Через неделю следствие переквалифицировало обвинение на более мягкое: «хулиганство», «причинение легкого вреда здоровью», а заодно поменяло «содержание под стражей» на «подписку о невыезде». Севу на носилках доставили домой.

Кречетников несколько раз звонил Вартаняну, чтобы поговорить о выплате долга, но тот всякий раз отнекивался: «потом». А потом Алика застрелили — по городу ходили слухи, что Темирхановы все–таки были им недовольны.

2.

Пэнроуз был городом роз — благо климат способствовал, мягкий морской.

Вот и коттедж доктора Юмэна окружали три периметра розовых кустов — чайных, белых и, конечно, розовых.

В последний год Лео Юмэн всегда возвращался с работы, протекавшей в лаборатории фирмы «Сирл», ровно в половине шестого.
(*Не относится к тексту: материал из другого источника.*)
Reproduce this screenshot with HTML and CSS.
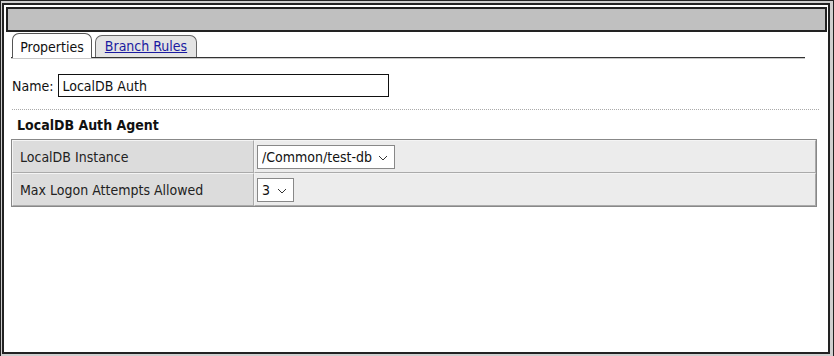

И после чайной церемонии с женой занимался розовыми кустами.

Когда приезжала из гимнастического клуба дочь, садились ужинать. Разговор обычно шел сперва о спортивных занятиях Джулии, о профессорах, которые преподавали сыну Джейку. Затем о том, как хорошо, что они уехали из «Рашки», так же как тренера дочери и профессора сына, и как плохо, что они не уехали из «Рашки» раньше.

Лео и его жена Джэд в этих разговорах непременно лукавили. Леонид Уманский с супругой Ядвигой уехал из «Рашки» именно тогда, когда прошло акционирование НИИ волновых сред и можно было заниматься вывозом оборудования и «ноу–хау».

Делать это в спешке не годилось. Заказчикам из «Сирл» требовалось все, относящееся к разработкам по теме «танцующих молекул». Собственно, Мэнсон и дал название проекту — dancing molecules. В «совдепии» все именовалось прозаичнее: «системы уединенных волн в упругих средах». У Мэнсона всегда был потрясающий нюх на прибыль. Едва он прочитал первые три страницы из доклада, подготовленного для него Уманским, как хлопнул себя по крепкому стриженому затылку: «Это прорывная тема, если правительство подбросит денег, через несколько лет мы сможем создавать новые виды материи». И добавил: «Кречетников — гений, надеюсь, вы, Лео, сумели многому у него научиться». Эту фразу Уманский постарался забыть.